3—Instead of a Paletot, a designated evening topcoat was the epitome of luxury in the era. The one in the picture features a fur lining and a Persian lamb collar (also known as an Astrakhan collar)! It is worn with tail coat underneath, a silk top hat, a white silkscarf and white gloves.
Suit & Overcoat
4—This blue and green double breasted suit (left) has a very unusual 8×3 button configuration. The trousers are full cut and cuffless. The pale orange shirt with a white starched collar and cuffs go perfectly with the suit and the green tie and pocket square. The black/tan shoes and the bowler might be a little too much with such a suit today, but the rest makes for a very unique yet wearable double breasted outfit.
5—Just like the suit, this topcoat has a lot of buttons – a 10×4 is a very hard button configuration to find and is likely only available as a bespoke garment. The combination of a striped shirt with tab collar, red & green striped tie, beige pocket square, yellow chamois gloves and brown shoes is perfectly wearable today. The green Homburg hat would definitely stand out in a modern combination but it is likewise wearable in a suitable combination.
6—This grey single breasted glen plaid suit has a ticket pocket and a waistcoat with lapels that looks stunning in my opinion – its a subtle yet special fabric, and in a pattern-light modern wardrobe, it is certainly a statement piece. In combination with the grey shirt and white collar and cuffs, the yellow & red striped tie and the pocket square add a nice touch of color. Instead of the brown shoes seen in the pictures, black shoes would also be very nice.
Balmacaan & Fur Coat
7—The brown Balmacaan topcoat has a wonderfully large pale blue overplaid. Such fabrics are usually not found off the rack and must be special ordered or custom made. With the yellow shirt in a flannel winter quality, and cashmere tie and grey cuffed slacks, this gentleman looks very unique and yet well dressed at the same time.
8—On really cold days, a fur lined grey Shetland overcoat with fur collar is guaranteed keep you warm without sacrificing style. Such pieces are even hard to find bespoke. However, most fur linings are not permanently attached to a coat but have buttons instead. This way one fur lining can be worn with a number of different topcoats. The blue shirt, navy & yellow striped tie, black shoes and string knit gloves go very well with the ensemble.

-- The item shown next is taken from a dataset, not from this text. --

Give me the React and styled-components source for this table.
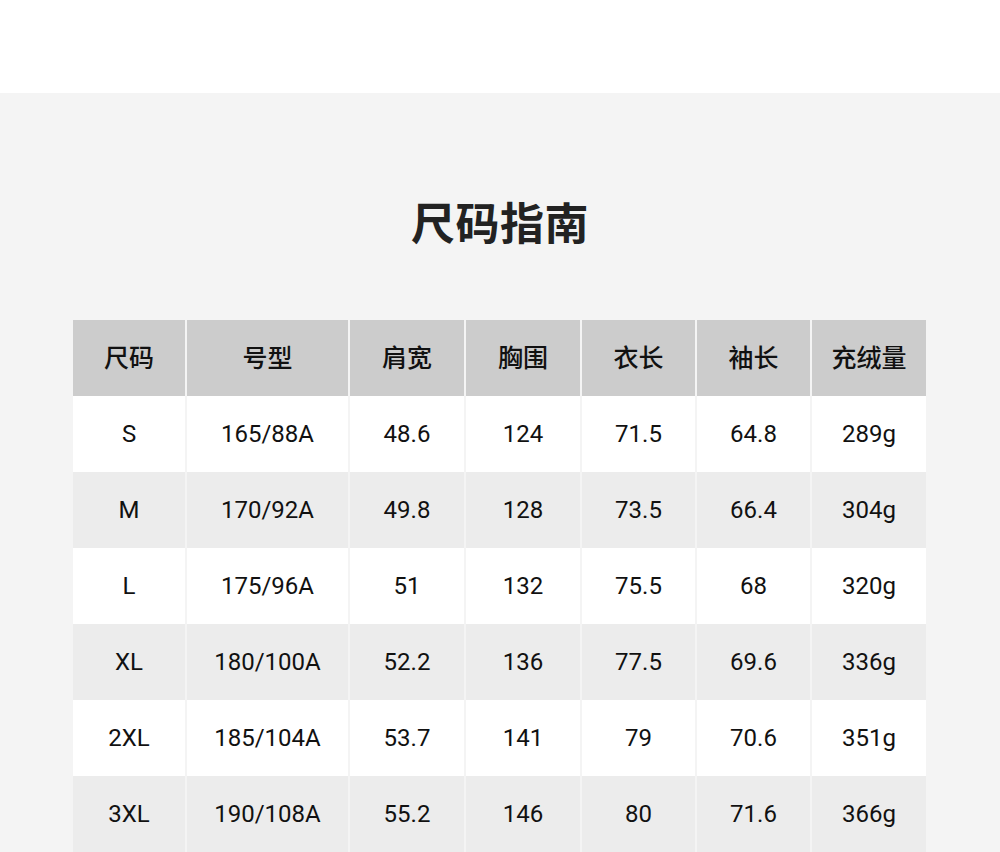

Ulster, Guards Coat & Reversible Overcoat
9—Here you can see a very monochromatic outfit with a snapbrim and a 8×3 Ulster variation which is brightened up by a foulard scarf. In my opinion it is very important to add at least one touch of color to your outfit, otherwise you risk looking bland.
10—This Guards Coat looks great with the striped navy pants, light blue shirt and grey gloves. The bowler definitely adds a formal note but is maybe not the best choice today as it may appear a little dated.
11—Apparently, this Balmacaan topcoat is reversible and made of tweed. To date, I have never seen such a garment in person, though it definitely adds versatility to a bespoke garment. The grey Glenurquhart flannel trousers look fantastic in combination with the lovat green odd jacket, light vest & shirt, green tie, brown buck skin shoes and brown buckskin gloves.
Brown Topcoat – Yellow Gloves
12—Last but not least, this brown 8×4 topcoat has a flap at the breast pocket and cuffs. The dogtooth checked wool scarf as well as the yellow chamois gloves add a simple but yet refined elegance to this outfit.
With all this inspiration in mind, I now wish you a happy Thanksgiving!